Friday, December 23, 2005

Remedial Calm

The streets were quiet and serene this morning. Or at least they will be until the final ferocious rush of holiday shopping - of which, I, ashamedly, will be a part - rears its head.

If there's one thing the strike reinforced it's that everything is about money. Now that's no great realization of course, but it's saddening to see so starkly how our existence has been reduced to the terminology of currency. Would it be so hard to forego the lamentations over the blow to Christmas retailers? The Christmas market is for useless frivolities anyway, cards and trinkets and blinking things made of plastic. Who cares?

What bitter irony that in the end the sticking point for the union was not exactly money at all, but rather the guarantee of affordable healthcare and a decent pension plan - security. Albeit security of a different sort than that which politicians so lustily pay homage to while tapping phones and flying people to secret prisons by cover of night.

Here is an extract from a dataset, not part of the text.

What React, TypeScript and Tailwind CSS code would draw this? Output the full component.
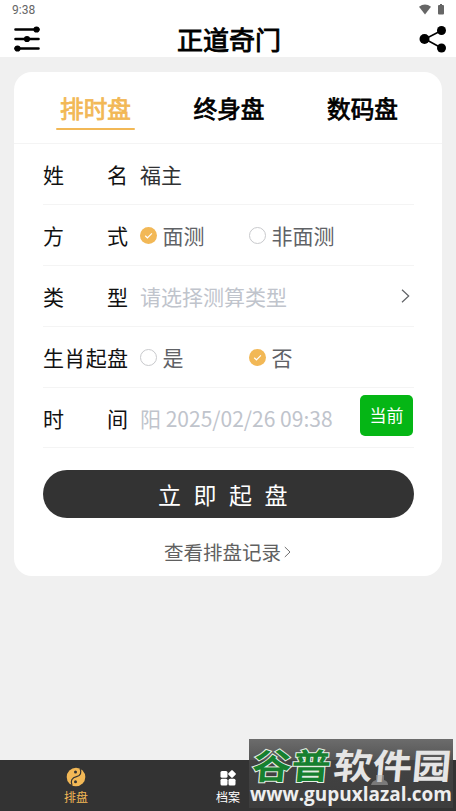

We will leave our jobs tonight, travel to places we once called home, sit with the people who raised us and the people we grew up with, paying our own lip service to the idea that there is still something warm and compassionate and special about the time of year, that it is not just a mark on the calender, an excuse for indulgence, a dartboard for quarterly expectations.

And then sweep the floors, wrap up the lights and start all over again...

1 comment:

Patrick said...

Sweeping floors and wrapping up lights does not dessicate the perpetual emptiness inside of us. we never start over.